La receta para los gobernantes es no hacer nada, dejar que todo fluya, como el agua, que siempre encuentra un cauce. “El Tao nada hace y, sin embargo, nada queda sin hacer”. Lao Tzú aconseja ejercer el poder del mismo modo en que se cocina un pequeño pescado –sin darle muchas vueltas, para que no se desintegre–, e imagina el estado ideal no más grande que una aldea. “Si no puedes confiar en la naturaleza y en los otros –sostienen varias vertientes del pensamiento chino–, no puedes confiar en ti mismo, y si no puedes confiar en ti mismo, no puedes siquiera confiar en la desconfianza de ti mismo”. En vez de discursos vociferantes, la risa tenue. No hay queja posible. La desgracia es un prejuicio.
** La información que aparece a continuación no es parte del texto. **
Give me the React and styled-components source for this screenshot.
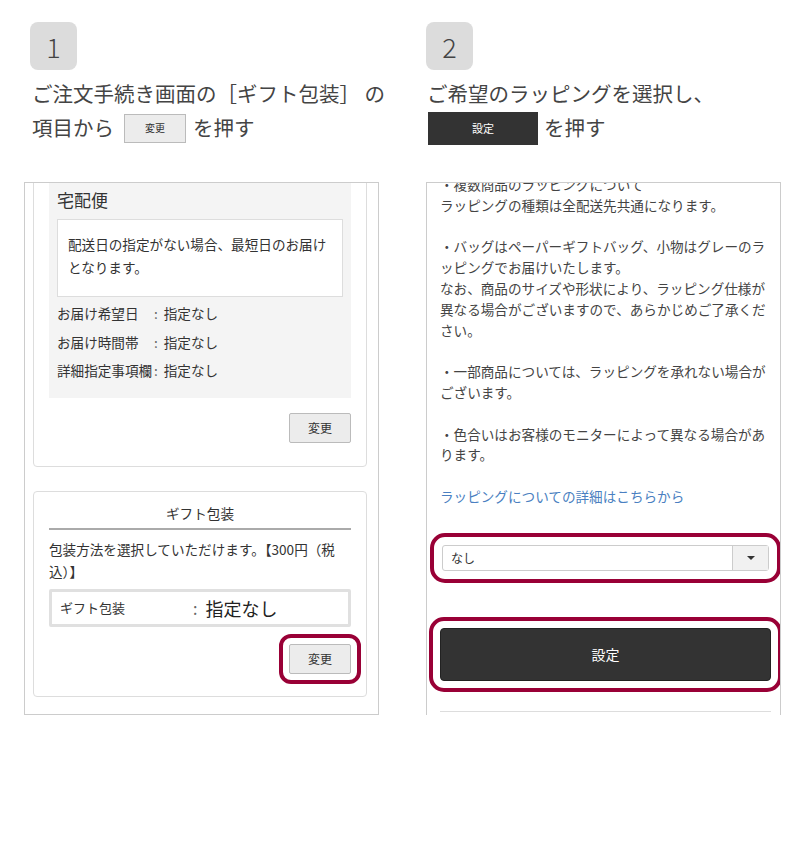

Cuenta un relato taoísta la historia de un campesino cuyos caballos huyeron. Esa tarde, los vecinos acudieron a compadecerlo por su mala suerte. Él dijo: “puede ser”. Al día siguiente los caballos regresaron con un lote de potros y yeguas salvajes que los siguieron, y los vecinos lo felicitaron por su buena suerte. “Puede ser”, les contestó el campesino. Cuando su hijo intentó montar uno de los animales recién llegados, cayó violentamente y se quebró el brazo. Los vecinos se lamentaron. Él dijo: “puede ser”. Esa misma tarde llegaron los militares a reclutar jóvenes para la guerra, pero como su hijo tenía el brazo roto, lo excluyeron. Y los vecinos envidiaron su fortuna. Aquel que cree saber el significado de las cosas, no comprende el Tao. “Hay algo más serio, firme y seguro de sí mismo que un burro?”, escribió Montaigne, quien, hasta donde sé, nada tenía que ver con los postulados del orejón.